I came in here to recommend Mr. Wilson's Cabinet and see that I've already been beaten (twice!). It's excellent. I'm not sure where your friend is located, but the museum that is featured in the book is in Los Angeles and is well worth a visit--it is CRAZYPANTS, in the best way possible.
posted by Bella Sebastian at 11:21 AM on April 30


Eleanor Cameron's The Court of the Stone Children is one of the most wonderful museum books I have ever read. She completely understands the way museums allow you to enter the past, the stories that are associated with even the most mundane objects, the mystery and allure of the past and what it tells us about ourselves. Technically classified as a YA book, the themes of identity, belonging, philosophy, time and beauty make it one of those books that works regardless of age.

To make it a special present, lash out and find a copy of the original hardcover, with cover and illustrations by Trina Schart Hyman (one of the best children's book illustrators ever). Much better than the cheesy mass-market paperback.
posted by Athanassiel at 5:45 PM on April 30 [1 favorite]

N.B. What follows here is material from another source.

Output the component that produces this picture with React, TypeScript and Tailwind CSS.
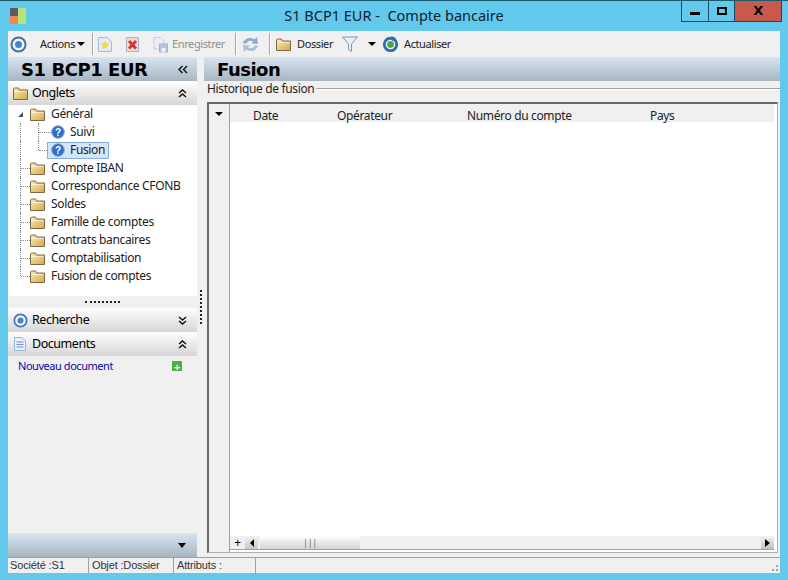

I just finished The Lost Painting, recommended above, and it's a good choice.
posted by DarlingBri at 1:09 PM on May 1


So, it turns out my friend had already read Mr. Wilson's Cabinet (which she loved, good suggestion!), so I returned it, and gave her the Mummies book and Dry Storeroom No. 1, both of which she is looking forward to reading. And I bought The Court of Stone Children for myself to read. It is really wonderful and imaginative - right up my alley; thanks for recommending it, Athanassiel.
posted by bluefly at 8:09 PM on May 25


Glad you like it! It's one of those books I just fell in love with as an adolescent. It reassured me that there were other oddballs like myself, whilst also completely thrilling over the love story. When I read it now, it means different things to me, but it's still so special. Friend for life, that book.